■ **Instructions for the task**
Retype the data that follows line by line, exactly, and leave its pictures out.
--- START OF Raw data ---
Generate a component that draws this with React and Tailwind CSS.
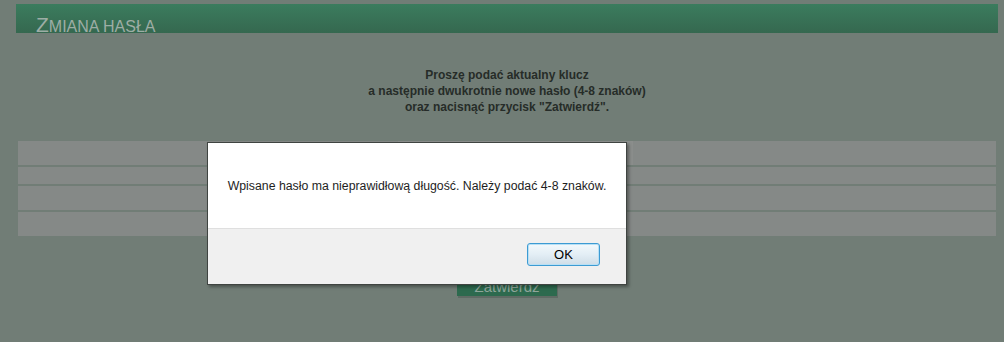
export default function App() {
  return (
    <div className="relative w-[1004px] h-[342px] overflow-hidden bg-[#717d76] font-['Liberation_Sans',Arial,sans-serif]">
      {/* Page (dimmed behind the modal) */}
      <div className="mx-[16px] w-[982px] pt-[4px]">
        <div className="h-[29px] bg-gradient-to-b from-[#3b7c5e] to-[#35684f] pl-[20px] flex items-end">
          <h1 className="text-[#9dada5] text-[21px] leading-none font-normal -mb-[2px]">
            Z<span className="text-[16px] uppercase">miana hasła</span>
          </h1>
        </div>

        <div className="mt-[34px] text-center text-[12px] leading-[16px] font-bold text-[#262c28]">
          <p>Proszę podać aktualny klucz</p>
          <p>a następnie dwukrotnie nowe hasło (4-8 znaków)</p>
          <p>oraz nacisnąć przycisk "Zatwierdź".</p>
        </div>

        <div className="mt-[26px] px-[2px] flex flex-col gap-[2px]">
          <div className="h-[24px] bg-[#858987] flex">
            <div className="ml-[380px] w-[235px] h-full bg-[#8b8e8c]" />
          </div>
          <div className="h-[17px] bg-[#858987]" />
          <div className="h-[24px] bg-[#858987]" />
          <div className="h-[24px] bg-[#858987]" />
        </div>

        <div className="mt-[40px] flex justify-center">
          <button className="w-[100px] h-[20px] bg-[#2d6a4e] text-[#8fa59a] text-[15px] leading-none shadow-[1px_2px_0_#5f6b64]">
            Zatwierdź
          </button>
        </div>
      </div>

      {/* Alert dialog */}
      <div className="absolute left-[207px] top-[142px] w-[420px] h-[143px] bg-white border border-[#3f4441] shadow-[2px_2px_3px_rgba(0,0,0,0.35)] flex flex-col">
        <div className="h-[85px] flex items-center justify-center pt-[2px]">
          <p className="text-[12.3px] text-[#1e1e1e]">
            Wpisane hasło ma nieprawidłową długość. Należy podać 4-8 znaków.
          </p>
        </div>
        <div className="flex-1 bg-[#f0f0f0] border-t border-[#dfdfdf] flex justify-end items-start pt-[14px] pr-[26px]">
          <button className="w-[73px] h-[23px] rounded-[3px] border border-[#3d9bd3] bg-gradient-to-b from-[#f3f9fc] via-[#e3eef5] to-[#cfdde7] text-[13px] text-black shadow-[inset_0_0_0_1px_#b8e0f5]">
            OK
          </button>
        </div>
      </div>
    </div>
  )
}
--- END OF Raw data ---
■ **Solution to this problem**
Generate a component that draws this with React and Tailwind CSS.
export default function App() {
  return (
    <div className="relative w-[1004px] h-[342px] overflow-hidden bg-[#717d76] font-['Liberation_Sans',Arial,sans-serif]">
      {/* Page (dimmed behind the modal) */}
      <div className="mx-[16px] w-[982px] pt-[4px]">
        <div className="h-[29px] bg-gradient-to-b from-[#3b7c5e] to-[#35684f] pl-[20px] flex items-end">
          <h1 className="text-[#9dada5] text-[21px] leading-none font-normal -mb-[2px]">
            Z<span className="text-[16px] uppercase">miana hasła</span>
          </h1>
        </div>

        <div className="mt-[34px] text-center text-[12px] leading-[16px] font-bold text-[#262c28]">
          <p>Proszę podać aktualny klucz</p>
          <p>a następnie dwukrotnie nowe hasło (4-8 znaków)</p>
          <p>oraz nacisnąć przycisk "Zatwierdź".</p>
        </div>

        <div className="mt-[26px] px-[2px] flex flex-col gap-[2px]">
          <div className="h-[24px] bg-[#858987] flex">
            <div className="ml-[380px] w-[235px] h-full bg-[#8b8e8c]" />
          </div>
          <div className="h-[17px] bg-[#858987]" />
          <div className="h-[24px] bg-[#858987]" />
          <div className="h-[24px] bg-[#858987]" />
        </div>

        <div className="mt-[40px] flex justify-center">
          <button className="w-[100px] h-[20px] bg-[#2d6a4e] text-[#8fa59a] text-[15px] leading-none shadow-[1px_2px_0_#5f6b64]">
            Zatwierdź
          </button>
        </div>
      </div>

      {/* Alert dialog */}
      <div className="absolute left-[207px] top-[142px] w-[420px] h-[143px] bg-white border border-[#3f4441] shadow-[2px_2px_3px_rgba(0,0,0,0.35)] flex flex-col">
        <div className="h-[85px] flex items-center justify-center pt-[2px]">
          <p className="text-[12.3px] text-[#1e1e1e]">
            Wpisane hasło ma nieprawidłową długość. Należy podać 4-8 znaków.
          </p>
        </div>
        <div className="flex-1 bg-[#f0f0f0] border-t border-[#dfdfdf] flex justify-end items-start pt-[14px] pr-[26px]">
          <button className="w-[73px] h-[23px] rounded-[3px] border border-[#3d9bd3] bg-gradient-to-b from-[#f3f9fc] via-[#e3eef5] to-[#cfdde7] text-[13px] text-black shadow-[inset_0_0_0_1px_#b8e0f5]">
            OK
          </button>
        </div>
      </div>
    </div>
  )
}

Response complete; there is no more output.